Cons: Unlike Baltimore, the Bengals gave Denver a game. Cincinnati has played well against the run all season and has potentially the best interior pass rusher in the league in Geno Atkins. While the Bengals offense is somewhat one dimensional with the Dalton to Green connection, it’s a dimension that still remains difficult to defend. The Bengals have been solidly good all season, and have the ability to get great if a few supplemental pieces can contribute more regularly.
Pros: This is the lone AFC playoff team the Broncos didn’t play in 2012. The Colts are also the paradox team Denver was last season; obtaining a record far better than the team’s negative point differential would suggest. Quarterback Andrew Luck has been impressive, but has also made the frequent hallmark mistakes of a rookie QB in a true pro-style offense. The Colts’ defense has been good enough when needed as late, but is far from an outfit that appears positioned to frustrate an elite quarterback like Manning.
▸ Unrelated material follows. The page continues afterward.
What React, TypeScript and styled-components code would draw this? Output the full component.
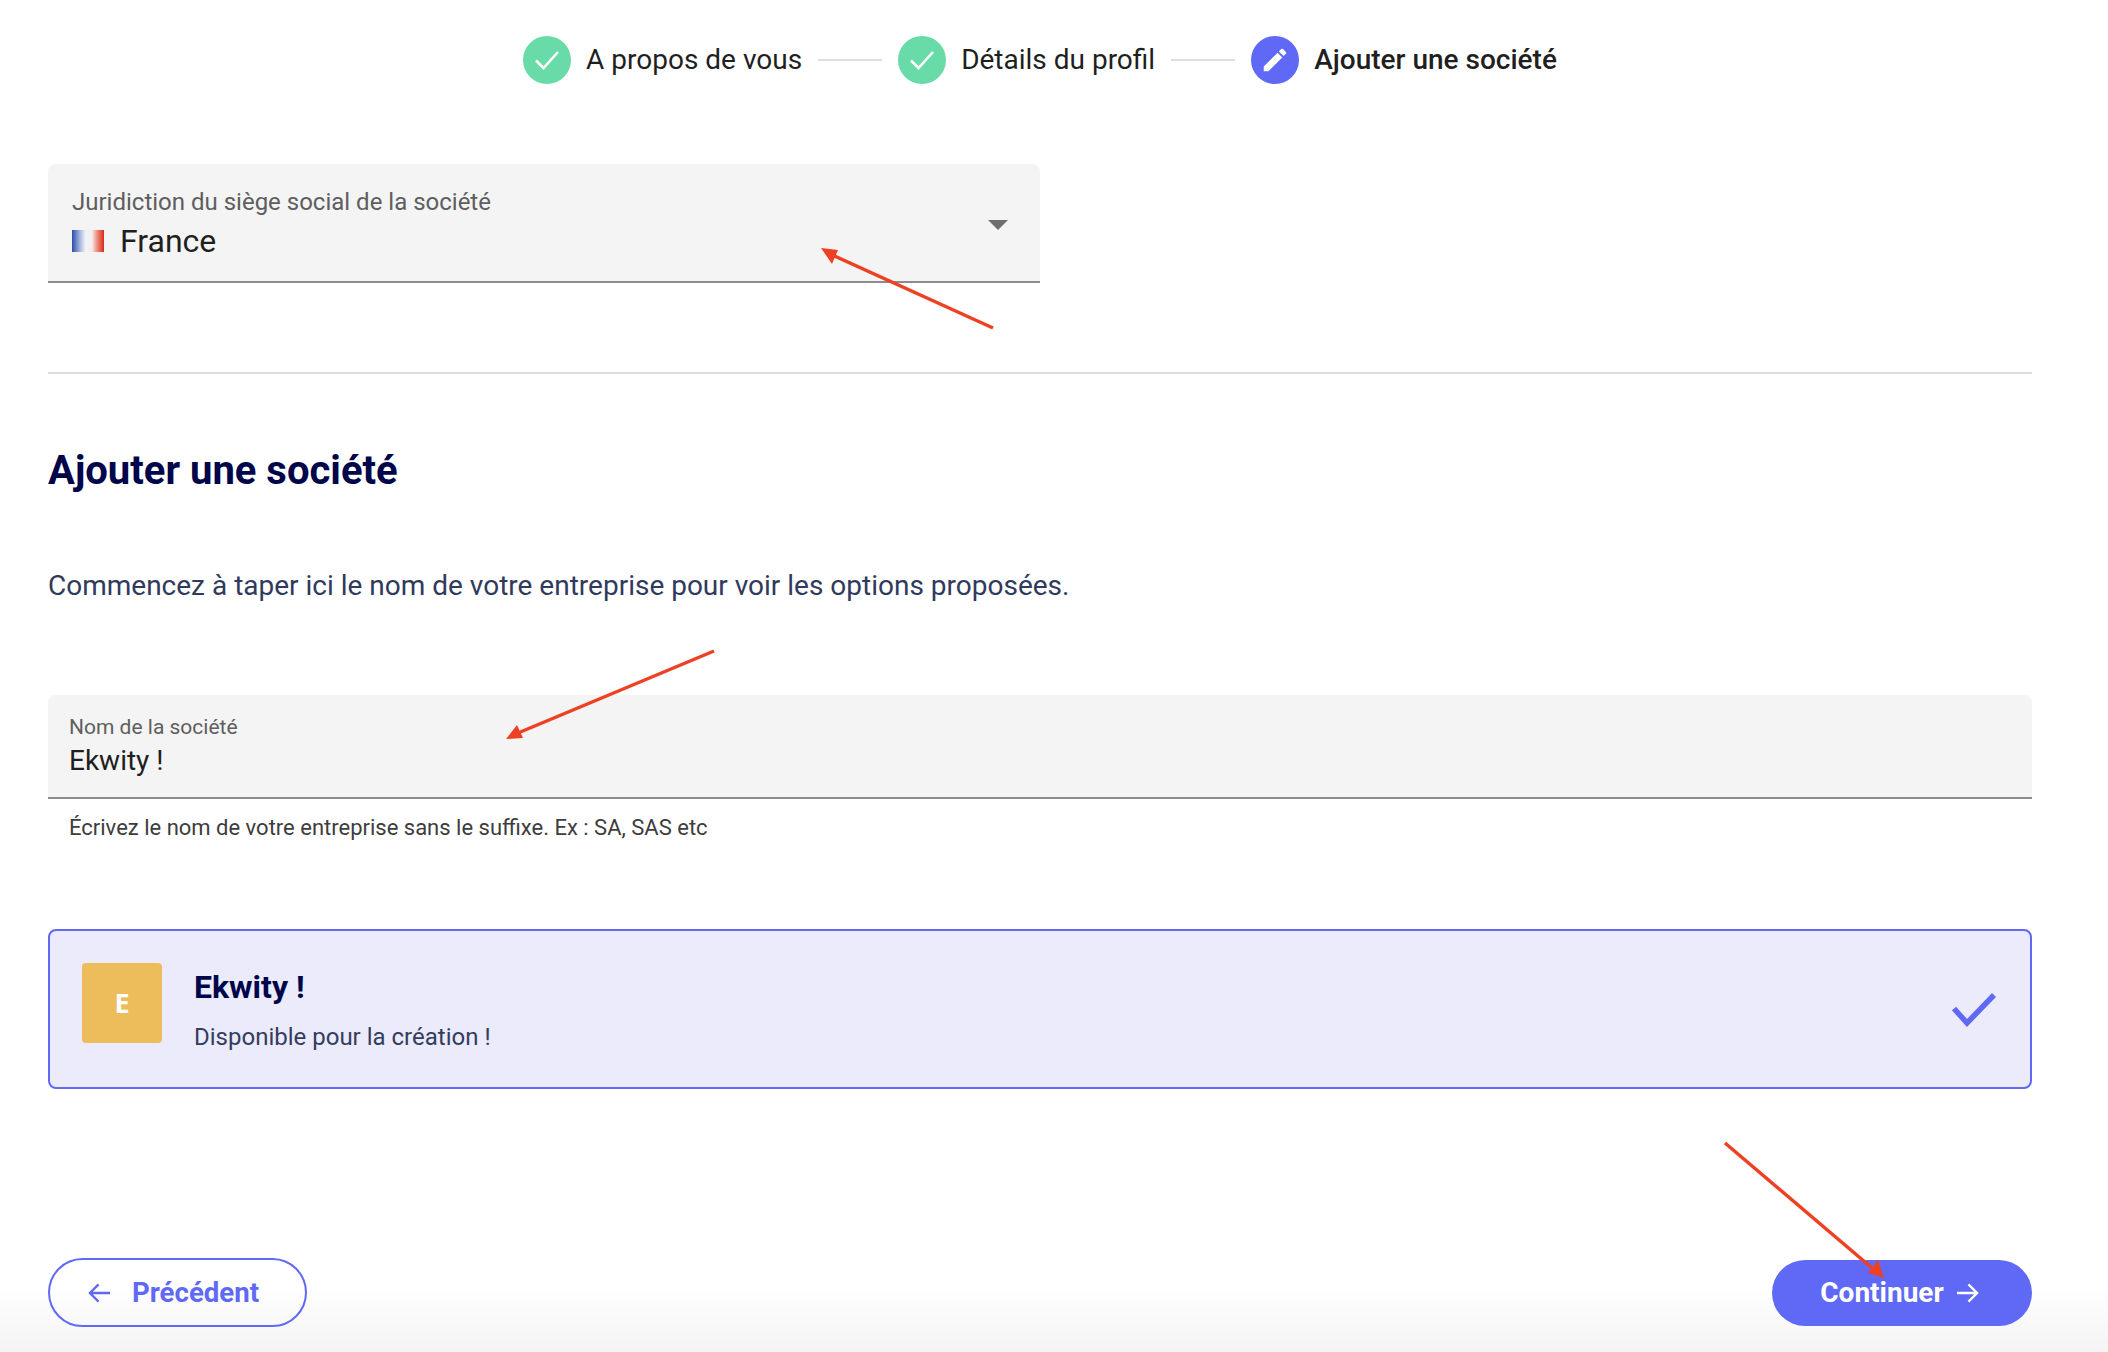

Cons: Indianapolis could very well be that momentum team. The Colts have fought all season, winning games they probably shouldn’t have, and uniting with a bona fide “nobody believes in us” cause. Luck has proven he can find a way to win close games, and the team as a whole seems to find big plays when needed. It’s difficult to explain exactly how the Colts win games, but they do. Teams like that are difficult to scheme against. While the Colts would be getting their first in-person look at Denver, the Broncos would also be getting there’s and there’s something to be said for going with the devil you know.